Work to do:
Write out, word for word, every line from the first one through the line that holds "string[]; name: string[];", and nothing else; skip the pictures.
____
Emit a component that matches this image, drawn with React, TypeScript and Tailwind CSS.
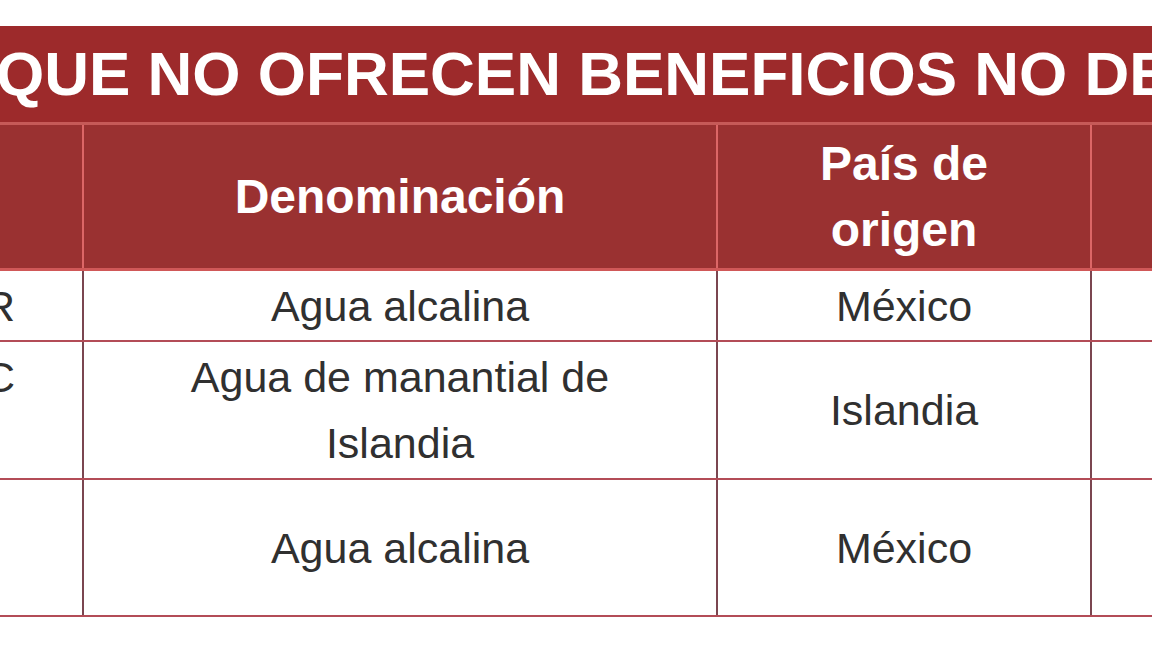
const font = { fontFamily: '"Liberation Sans", Arial, sans-serif' }

type Row = { code: string[]; name: string[]; country: string; h: string }

const rows: Row[] = [
  { code: ['R'], name: ['Agua alcalina'], country: 'México', h: 'h-[69px]' },
  { code: ['C', '\u00a0'], name: ['Agua de manantial de', 'Islandia'], country: 'Islandia', h: 'h-[136px]' },
  { code: [''], name: ['Agua alcalina'], country: 'México', h: 'h-[135px]' },
]

export default function App() {
  return (
    <div className="w-[1152px] h-[648px] overflow-hidden bg-white" style={font}>
      <div className="h-[26px]" />

      {/* title bar, cropped on both sides like the source */}
      <div className="flex h-[96px] items-center overflow-hidden bg-[#9d2a2b] text-white">
        <span className="-ml-[4px] whitespace-nowrap text-[62px] font-bold leading-none">
          QUE NO OFRECEN BENEFICIOS NO DECLARADOS
        </span>
      </div>
      <div className="h-[3px] bg-[#c65a58]" />

      {/* header row */}
      <div className="flex h-[143px] bg-[#9a3131] text-[48px] font-bold leading-[66px] text-white">
        <div className="w-[84px] shrink-0 border-r-2 border-[#dc6666]" />
        <div className="flex w-[634px] shrink-0 items-center justify-center border-r-2 border-[#dc6666]">
          Denominación
        </div>
        <div className="flex w-[374px] shrink-0 flex-col items-center justify-center border-r-2 border-[#dc6666] text-center">
          <span>País de</span>
          <span>origen</span>
        </div>
        <div className="flex-1" />
      </div>
      <div className="h-[3px] bg-[#d05858]" />

      {/* body */}
      {rows.map((r, i) => (
        <div key={i} className="border-b-2 border-[#b34c57]">
          <div className={`flex ${r.h} text-[43px] leading-[66px] text-[#303030]`}>
            <div className="flex w-[84px] shrink-0 flex-col items-end justify-center overflow-hidden border-r-2 border-[#7b4650] pr-[67px]">
              {r.code.map((c, j) => (
                <span key={j}>{c}</span>
              ))}
            </div>
            <div className="flex w-[634px] shrink-0 flex-col items-center justify-center border-r-2 border-[#7b4650] text-center">
              {r.name.map((n, j) => (
                <span key={j}>{n}</span>
              ))}
            </div>
            <div className="flex w-[374px] shrink-0 items-center justify-center border-r-2 border-[#7b4650]">
              {r.country}
            </div>
            <div className="flex-1" />
          </div>
        </div>
      ))}
    </div>
  )
}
____
Expected answer:
Emit a component that matches this image, drawn with React, TypeScript and Tailwind CSS.
const font = { fontFamily: '"Liberation Sans", Arial, sans-serif' }

type Row = { code: string[]; name: string[]; country: string; h: string }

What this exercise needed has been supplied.